2024年02月18日 | ⇒ドキュメント回廊

   地元紙などメディア各社のニュースをチェックしていると、復旧に向けてようやく着手が始まった印象を受ける=写真・上=。北国新聞(2月17日付)によると、世界的な建築家で知られる坂茂(ばん・しげる)氏が半島の尖端の珠洲市で木造2階建ての仮設住宅の建設に近く着工する。場所は見附島を望む同市宝立町の市有地で、6棟で計90戸が建つ。小さな棒状の木材を差し込んでつなげる「DLT材」を使用する。DLT材を積み上げ、箱形のユニットを形成し、これを組み合わせて6、9、12坪の住戸をつくる。内装は加工せずに木のぬくもりを生かす。

   坂氏は1995年の阪神大震災を契機に世界各地で被災地の支援活動に取り組んでいて、去年5月5日に珠洲市で起きた震度6強の地震の際も、避難所となっていた公民館に間仕切りスペースを造って市に寄贈した。間仕切りはプラスティックなどではなく、ダンボール製の簡単な仕組み。個室にはカーテン布が張られているが、プライバシー確保のために透けない。中にあるベッドもダンボール。まさに環境と人権に配慮した間仕切りだった。(※写真・中は、坂茂建築設計公式サイト「令和6年能登半島地震 被災地支援プロジェクト」より)

   また、去年秋に同市で開催された「奥能登国際芸術祭2023」(9月23日-11月12日)では、ヒノキの木を圧縮して強度を上げた木材を、鉄骨などで用いられる「トラス構造」で設計した「潮騒レストラン」が評判を呼んだ。何かと注目される坂氏の建築物、新たな工法で造られる仮設住宅は震災復興のシンボルになるかもしれない。

   石川県内で最大の漁港でもある輪島漁港の海底が隆起し、港内の200隻余りの漁船が出漁できなくなっている。今月5日に港を見に行くと、冬場はタラやブリ、ズワイガニなどの水揚げでにぎわうのだが漁港が静まり返っていた=写真・下=。北國新聞夕刊(2月16日付)や北陸中日新聞(同17日付)によると、震災前は漁港内は浸水が3㍍から4㍍だったが、現在は1㍍から2㍍前後の隆起が確認されていている。漁船が移動するには水深2.5㍍から3㍍が必要とされ、今月16日から海底の土砂をさらう浚渫(しゅんせつ)作業が始まっている。当面の工期は3月28日までだが、さらに延長される見通しのようだ。

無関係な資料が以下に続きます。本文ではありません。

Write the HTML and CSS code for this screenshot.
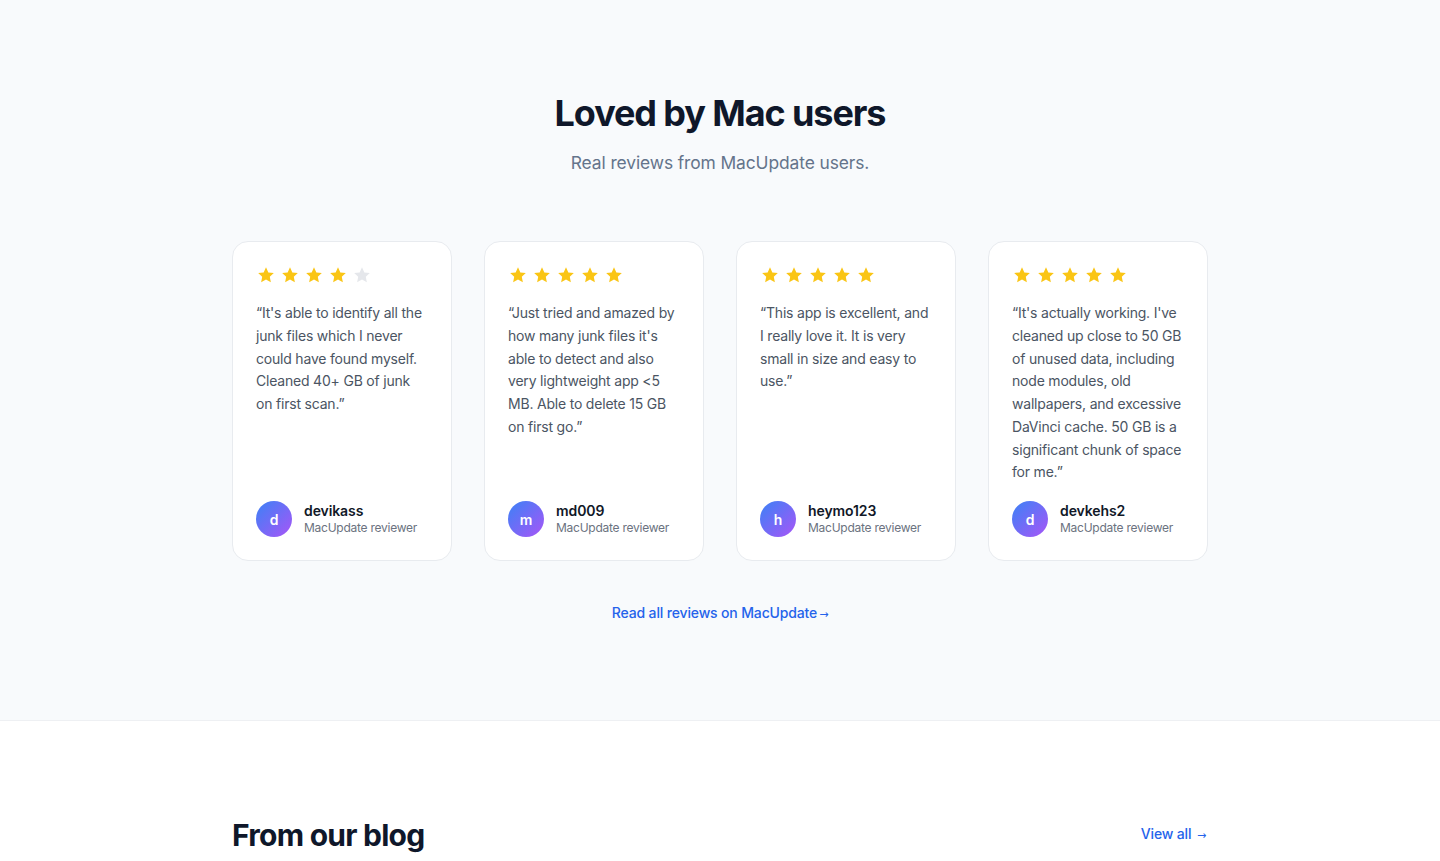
FILE: index.html
```html
<!DOCTYPE html>
<html lang="en">
<head>
<meta charset="utf-8">
<title>Loved by Mac users</title>
<link rel="stylesheet" href="styles.css">
</head>
<body>
<section class="reviews">
  <div class="container">
    <h2 class="title">Loved by Mac users</h2>
    <p class="subtitle">Real reviews from MacUpdate users.</p>
    <div class="grid">
      <article class="card">
        <div class="stars">
          <svg class="star on" viewBox="0 0 20 20"><path d="M10 1.5l2.6 5.6 6.1.7-4.5 4.2 1.2 6-5.4-3-5.4 3 1.2-6L1.3 7.8l6.1-.7z"/></svg>
          <svg class="star on" viewBox="0 0 20 20"><path d="M10 1.5l2.6 5.6 6.1.7-4.5 4.2 1.2 6-5.4-3-5.4 3 1.2-6L1.3 7.8l6.1-.7z"/></svg>
          <svg class="star on" viewBox="0 0 20 20"><path d="M10 1.5l2.6 5.6 6.1.7-4.5 4.2 1.2 6-5.4-3-5.4 3 1.2-6L1.3 7.8l6.1-.7z"/></svg>
          <svg class="star on" viewBox="0 0 20 20"><path d="M10 1.5l2.6 5.6 6.1.7-4.5 4.2 1.2 6-5.4-3-5.4 3 1.2-6L1.3 7.8l6.1-.7z"/></svg>
          <svg class="star off" viewBox="0 0 20 20"><path d="M10 1.5l2.6 5.6 6.1.7-4.5 4.2 1.2 6-5.4-3-5.4 3 1.2-6L1.3 7.8l6.1-.7z"/></svg>
        </div>
        <p class="quote">“It's able to identify all the junk files which I never could have found myself. Cleaned 40+ GB of junk on first scan.”</p>
        <div class="author">
          <div class="avatar">d</div>
          <div class="meta"><div class="name">devikass</div><div class="role">MacUpdate reviewer</div></div>
        </div>
      </article>
      <article class="card">
        <div class="stars">
          <svg class="star on" viewBox="0 0 20 20"><path d="M10 1.5l2.6 5.6 6.1.7-4.5 4.2 1.2 6-5.4-3-5.4 3 1.2-6L1.3 7.8l6.1-.7z"/></svg>
          <svg class="star on" viewBox="0 0 20 20"><path d="M10 1.5l2.6 5.6 6.1.7-4.5 4.2 1.2 6-5.4-3-5.4 3 1.2-6L1.3 7.8l6.1-.7z"/></svg>
          <svg class="star on" viewBox="0 0 20 20"><path d="M10 1.5l2.6 5.6 6.1.7-4.5 4.2 1.2 6-5.4-3-5.4 3 1.2-6L1.3 7.8l6.1-.7z"/></svg>
          <svg class="star on" viewBox="0 0 20 20"><path d="M10 1.5l2.6 5.6 6.1.7-4.5 4.2 1.2 6-5.4-3-5.4 3 1.2-6L1.3 7.8l6.1-.7z"/></svg>
          <svg class="star on" viewBox="0 0 20 20"><path d="M10 1.5l2.6 5.6 6.1.7-4.5 4.2 1.2 6-5.4-3-5.4 3 1.2-6L1.3 7.8l6.1-.7z"/></svg>
        </div>
        <p class="quote">“Just tried and amazed by how many junk files it's able to detect and also very lightweight app &lt;5 MB. Able to delete 15 GB on first go.”</p>
        <div class="author">
          <div class="avatar">m</div>
          <div class="meta"><div class="name">md009</div><div class="role">MacUpdate reviewer</div></div>
        </div>
      </article>
      <article class="card">
        <div class="stars">
          <svg class="star on" viewBox="0 0 20 20"><path d="M10 1.5l2.6 5.6 6.1.7-4.5 4.2 1.2 6-5.4-3-5.4 3 1.2-6L1.3 7.8l6.1-.7z"/></svg>
          <svg class="star on" viewBox="0 0 20 20"><path d="M10 1.5l2.6 5.6 6.1.7-4.5 4.2 1.2 6-5.4-3-5.4 3 1.2-6L1.3 7.8l6.1-.7z"/></svg>
          <svg class="star on" viewBox="0 0 20 20"><path d="M10 1.5l2.6 5.6 6.1.7-4.5 4.2 1.2 6-5.4-3-5.4 3 1.2-6L1.3 7.8l6.1-.7z"/></svg>
          <svg class="star on" viewBox="0 0 20 20"><path d="M10 1.5l2.6 5.6 6.1.7-4.5 4.2 1.2 6-5.4-3-5.4 3 1.2-6L1.3 7.8l6.1-.7z"/></svg>
          <svg class="star on" viewBox="0 0 20 20"><path d="M10 1.5l2.6 5.6 6.1.7-4.5 4.2 1.2 6-5.4-3-5.4 3 1.2-6L1.3 7.8l6.1-.7z"/></svg>
        </div>
        <p class="quote">“This app is excellent, and I really love it. It is very small in size and easy to use.”</p>
        <div class="author">
          <div class="avatar">h</div>
          <div class="meta"><div class="name">heymo123</div><div class="role">MacUpdate reviewer</div></div>
        </div>
      </article>
      <article class="card">
        <div class="stars">
          <svg class="star on" viewBox="0 0 20 20"><path d="M10 1.5l2.6 5.6 6.1.7-4.5 4.2 1.2 6-5.4-3-5.4 3 1.2-6L1.3 7.8l6.1-.7z"/></svg>
          <svg class="star on" viewBox="0 0 20 20"><path d="M10 1.5l2.6 5.6 6.1.7-4.5 4.2 1.2 6-5.4-3-5.4 3 1.2-6L1.3 7.8l6.1-.7z"/></svg>
          <svg class="star on" viewBox="0 0 20 20"><path d="M10 1.5l2.6 5.6 6.1.7-4.5 4.2 1.2 6-5.4-3-5.4 3 1.2-6L1.3 7.8l6.1-.7z"/></svg>
          <svg class="star on" viewBox="0 0 20 20"><path d="M10 1.5l2.6 5.6 6.1.7-4.5 4.2 1.2 6-5.4-3-5.4 3 1.2-6L1.3 7.8l6.1-.7z"/></svg>
          <svg class="star on" viewBox="0 0 20 20"><path d="M10 1.5l2.6 5.6 6.1.7-4.5 4.2 1.2 6-5.4-3-5.4 3 1.2-6L1.3 7.8l6.1-.7z"/></svg>
        </div>
        <p class="quote">“It's actually working. I've cleaned up close to 50 GB of unused data, including node modules, old wallpapers, and excessive DaVinci cache. 50 GB is a significant chunk of space for me.”</p>
        <div class="author">
          <div class="avatar">d</div>
          <div class="meta"><div class="name">devkehs2</div><div class="role">MacUpdate reviewer</div></div>
        </div>
      </article>
    </div>
    <div class="more"><a href="#" class="link">Read all reviews on MacUpdate<span class="arrow">→</span></a></div>
  </div>
</section>
<section class="blog">
  <div class="container blog-head">
    <h2 class="blog-title">From our blog</h2>
    <a href="#" class="link view-all">View all <span class="arrow">→</span></a>
  </div>
</section>
</body>
</html>
```

FILE: styles.css
```css
* { box-sizing: border-box; }
html, body { margin: 0; padding: 0; }
body {
  font-family: "Inter", "Liberation Sans", sans-serif;
  color: #111827;
  background: #ffffff;
  -webkit-font-smoothing: antialiased;
}
.container {
  width: 976px;
  margin: 0 auto;
}
.reviews {
  background: #f8fafc;
  border-bottom: 1px solid #eef0f3;
  padding: 93px 0 93px;
}
.title {
  margin: 0;
  text-align: center;
  font-size: 36px;
  line-height: 40px;
  font-weight: 700;
  letter-spacing: -1.1px;
  color: #0f172a;
}
.subtitle {
  margin: 16px 0 0;
  text-align: center;
  font-size: 17.4px;
  line-height: 28px;
  letter-spacing: -0.1px;
  color: #64748b;
}
.grid {
  margin-top: 64px;
  display: grid;
  grid-template-columns: repeat(4, 1fr);
  gap: 32px;
}
.card {
  background: #ffffff;
  border: 1px solid #e8ebef;
  border-radius: 16px;
  padding: 23px;
  display: flex;
  flex-direction: column;
  min-height: 320px;
}
.stars {
  display: flex;
  gap: 6px;
  height: 20px;
  align-items: center;
  margin-left: 1px;
}
.star { width: 18px; height: 18px; }
.star.on path { fill: #fac515; }
.star.off path { fill: #e5e7eb; }
.quote {
  margin: 17px 0 0;
  font-size: 14px;
  line-height: 22.75px;
  letter-spacing: -0.2px;
  color: #4b5563;
}
.author {
  margin-top: auto;
  padding-top: 16px;
  display: flex;
  align-items: center;
  gap: 12px;
}
.avatar {
  width: 36px;
  height: 36px;
  border-radius: 50%;
  background: linear-gradient(135deg, #3b82f6, #a855f7);
  color: #fff;
  font-weight: 600;
  font-size: 14px;
  display: flex;
  align-items: center;
  justify-content: center;
  flex-shrink: 0;
}
.name {
  font-size: 14px;
  line-height: 18px;
  font-weight: 600;
  letter-spacing: -0.1px;
  color: #111827;
}
.role {
  font-size: 12px;
  line-height: 16px;
  letter-spacing: -0.25px;
  color: #6b7280;
}
.more {
  margin-top: 40px;
  text-align: center;
  font-size: 14px;
  line-height: 24px;
}
.link {
  color: #2563eb;
  text-decoration: none;
  font-weight: 500;
  letter-spacing: -0.15px;
}
.arrow {
  margin-left: 2px;
  font-family: "DejaVu Sans", sans-serif;
  font-size: 11px;
  font-weight: 400;
}
.blog {
  background: #ffffff;
  padding: 96px 0 40px;
}
.blog-head {
  display: flex;
  justify-content: space-between;
  align-items: center;
}
.blog-title {
  margin: 0;
  font-size: 30px;
  line-height: 36px;
  font-weight: 700;
  letter-spacing: -0.75px;
  color: #0f172a;
}
.view-all {
  font-size: 14px;
  line-height: 20px;
  margin-right: 2px;
}
```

   漁港の海底隆起は輪島漁港だけではない。能登半島の北側、外浦と呼ばれる珠洲市、輪島市、志賀町の広範囲で海岸べりが隆起した。隆起があった3市町22漁港の漁協の組合員は2640人、年間漁獲高は69億円(2022年実績)になる(北陸中日新聞調べ)。

   「板子一枚、下は地獄」は漁師がよく口にする言葉だ。自然への恐れや畏怖の念を抱きながら、海から恵みを得ようと生業を続けてきた。懸念されるのは、船が出せないとなると漁業就労者が激減するのではないだろうか。浚渫作業は北陸地方整備局が所管している。漁港の復旧の展望をはやく示してほしい。